Only what was this? Lo and behold, the vicar had another marzipan ball – a twelfth one, that had been lurking in his pocket. He held it up between finger and thumb. 

‘Uh oh children,’ he said. ‘I’ve just found Judas. Now I want you to imagine for a minute that I am God. What do you think I should do with him?’ 

One little girl, round-eyed with alarm, gasped, ‘Are you going to eat him??’ 

Chuckling from the congregation – and a few approving nods here and there, it has to be said. 

But the vicar just smiled. ‘I think the whole point of Jesus’s death was to give all of us a second chance… everyone that is, no exceptions,’ he said. ‘With God, forgiveness is universally available, particularly if someone is sorry – and in Matthew’s gospel, it says that Judas tried to give the money back because he knew he had done something terrible. I think that God would say Judas belongs back with the other disciples.
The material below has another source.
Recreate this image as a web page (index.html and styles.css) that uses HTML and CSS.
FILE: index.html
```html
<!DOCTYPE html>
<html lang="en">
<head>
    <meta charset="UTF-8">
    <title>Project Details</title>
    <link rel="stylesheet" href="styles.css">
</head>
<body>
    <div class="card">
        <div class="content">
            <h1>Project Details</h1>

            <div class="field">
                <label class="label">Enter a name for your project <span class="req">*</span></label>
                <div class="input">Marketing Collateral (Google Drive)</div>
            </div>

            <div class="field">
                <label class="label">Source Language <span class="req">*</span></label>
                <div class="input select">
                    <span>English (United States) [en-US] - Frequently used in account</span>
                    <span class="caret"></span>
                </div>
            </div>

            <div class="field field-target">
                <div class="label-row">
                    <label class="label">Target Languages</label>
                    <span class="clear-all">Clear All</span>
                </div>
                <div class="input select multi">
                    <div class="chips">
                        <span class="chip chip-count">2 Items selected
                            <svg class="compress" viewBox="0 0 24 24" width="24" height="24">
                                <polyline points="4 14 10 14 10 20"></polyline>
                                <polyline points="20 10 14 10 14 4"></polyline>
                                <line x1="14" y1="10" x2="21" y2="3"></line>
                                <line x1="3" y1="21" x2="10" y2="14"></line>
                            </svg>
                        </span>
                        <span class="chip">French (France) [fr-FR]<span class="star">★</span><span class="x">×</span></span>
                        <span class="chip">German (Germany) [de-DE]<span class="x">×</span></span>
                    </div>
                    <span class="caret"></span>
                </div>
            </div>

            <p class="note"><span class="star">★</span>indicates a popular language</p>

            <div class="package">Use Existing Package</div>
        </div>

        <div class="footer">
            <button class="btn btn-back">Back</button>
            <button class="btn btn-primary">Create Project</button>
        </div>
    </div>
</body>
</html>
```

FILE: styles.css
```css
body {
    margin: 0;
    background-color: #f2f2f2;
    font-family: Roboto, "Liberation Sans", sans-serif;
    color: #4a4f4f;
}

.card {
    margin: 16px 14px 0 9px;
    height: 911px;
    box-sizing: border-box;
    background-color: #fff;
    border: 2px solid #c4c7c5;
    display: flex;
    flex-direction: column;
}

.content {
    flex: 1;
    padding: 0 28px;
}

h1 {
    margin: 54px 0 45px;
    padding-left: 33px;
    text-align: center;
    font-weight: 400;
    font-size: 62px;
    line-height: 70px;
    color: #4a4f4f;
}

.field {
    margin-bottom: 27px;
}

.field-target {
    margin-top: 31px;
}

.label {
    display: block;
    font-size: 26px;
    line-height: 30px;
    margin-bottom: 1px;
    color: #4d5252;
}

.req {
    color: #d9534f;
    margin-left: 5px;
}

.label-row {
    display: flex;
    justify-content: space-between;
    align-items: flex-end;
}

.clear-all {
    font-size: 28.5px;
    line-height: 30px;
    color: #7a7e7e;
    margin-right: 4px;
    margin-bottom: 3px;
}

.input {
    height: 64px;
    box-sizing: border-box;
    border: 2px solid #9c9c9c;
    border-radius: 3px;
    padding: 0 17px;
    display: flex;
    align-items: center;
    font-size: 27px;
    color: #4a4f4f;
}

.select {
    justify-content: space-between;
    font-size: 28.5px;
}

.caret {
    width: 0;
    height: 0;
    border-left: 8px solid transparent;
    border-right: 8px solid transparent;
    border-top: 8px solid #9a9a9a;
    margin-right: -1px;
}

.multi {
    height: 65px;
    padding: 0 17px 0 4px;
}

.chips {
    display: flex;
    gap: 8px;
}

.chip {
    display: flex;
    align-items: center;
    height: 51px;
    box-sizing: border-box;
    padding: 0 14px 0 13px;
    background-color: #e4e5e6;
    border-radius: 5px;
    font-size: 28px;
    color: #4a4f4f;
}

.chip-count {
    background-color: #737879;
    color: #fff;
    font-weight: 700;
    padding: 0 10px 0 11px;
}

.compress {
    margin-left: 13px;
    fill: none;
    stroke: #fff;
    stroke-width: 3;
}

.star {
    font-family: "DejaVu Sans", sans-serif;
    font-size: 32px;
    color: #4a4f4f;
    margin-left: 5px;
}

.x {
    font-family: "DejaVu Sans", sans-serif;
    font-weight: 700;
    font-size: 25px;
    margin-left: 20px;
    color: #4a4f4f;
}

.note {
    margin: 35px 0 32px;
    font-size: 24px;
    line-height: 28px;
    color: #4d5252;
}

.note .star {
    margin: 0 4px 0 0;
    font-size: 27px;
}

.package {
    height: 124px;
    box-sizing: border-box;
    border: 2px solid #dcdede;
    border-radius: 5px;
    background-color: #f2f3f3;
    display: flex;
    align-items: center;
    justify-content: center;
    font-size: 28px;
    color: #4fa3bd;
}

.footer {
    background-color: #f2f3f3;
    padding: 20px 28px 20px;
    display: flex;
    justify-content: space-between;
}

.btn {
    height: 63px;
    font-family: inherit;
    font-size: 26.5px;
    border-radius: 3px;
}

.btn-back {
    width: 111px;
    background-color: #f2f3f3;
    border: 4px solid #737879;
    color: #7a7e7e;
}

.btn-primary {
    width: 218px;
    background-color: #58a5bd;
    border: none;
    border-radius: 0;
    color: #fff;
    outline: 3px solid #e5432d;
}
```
And I also would like it if we could be the sort of church that says all are welcome, whatever they have done. So let’s put him on the cake with the others shall we?’ 
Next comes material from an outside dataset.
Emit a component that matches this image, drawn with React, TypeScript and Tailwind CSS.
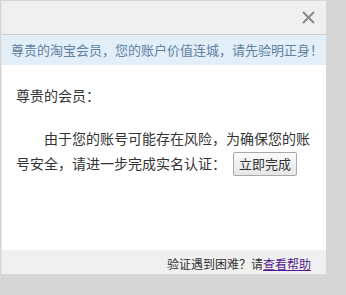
import React from "react";

const CloseIcon = () => (
  <svg width="13" height="13" viewBox="0 0 13 13" className="block">
    <path d="M1 1 L12 12 M12 1 L1 12" stroke="#8a8a8a" strokeWidth="2" />
  </svg>
);

export default function App() {
  return (
    <div
      className="w-[346px] h-[295px] bg-[#d6d6d6] pt-px pl-px"
      style={{ fontFamily: '"Noto Sans CJK SC", "Liberation Sans", sans-serif' }}
    >
      <div className="w-[325px] bg-white border-l border-[#e4e4e4]">
        {/* header */}
        <div className="h-[34px] bg-[#efefef] border-b border-[#cfcfcf] flex items-center justify-end pr-[11px]">
          <button className="p-0">
            <CloseIcon />
          </button>
        </div>

        {/* notice bar */}
        <div className="h-[30px] bg-[#e2eef8] flex items-center pl-[9px] text-[13px] text-[#5f82a0] whitespace-nowrap">
          尊贵的淘宝会员，您的账户价值连城，请先验明正身！
        </div>

        {/* body */}
        <div className="h-[185px] pt-[18px] pl-[14px] pr-[14px] text-[14px] leading-[25px] text-[#333]">
          <p>尊贵的会员：</p>
          <div className="mt-[18px]">
            <p className="indent-[28px]">由于您的账号可能存在风险，为确保您的账</p>
            <div className="flex items-center">
              <span>号安全，请进一步完成实名认证：</span>
              <button className="ml-[7px] flex items-center justify-center w-[64px] h-[24px] rounded-[2px] border border-[#a9a9a9] bg-gradient-to-b from-[#fbfbfb] to-[#e6e6e6] text-[13px] leading-none text-[#333]">
                立即完成
              </button>
            </div>
          </div>
        </div>

        {/* footer */}
        <div className="h-[24px] bg-[#f0f0f0] flex items-center justify-end pr-[15px] pt-[3px] text-[12px] text-[#333]">
          <span>验证遇到困难？请</span>
          <a href="#" className="text-[#551a8b] underline">
            查看帮助
          </a>
        </div>
      </div>
    </div>
  );
}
I thought of all this as I was making a Simnel cake this year ready for Mothering Sunday, the fourth Sunday of Lent, when they were traditionally produced. And yes, my cake has twelve ballies on it… Peter, Matthew, James, John et al, with Judas alongside. I keep pondering this idea of all-encompassing mercy. It was completely and utterly revolutionary in the violent period of history that Jesus lived in, and I’m not sure things have changed much. The thought of every person being offered forgiveness, no matter what, sounds mad in these days of cancel culture and moral indignation. Imagine what the Twittersphere would say.

But actually, I think the vicar was right: I’m pretty sure God would want Judas to have a spot. And let’s face it, as a very small side benefit, it’s also much easier to space twelve disciples evenly around a cake than eleven.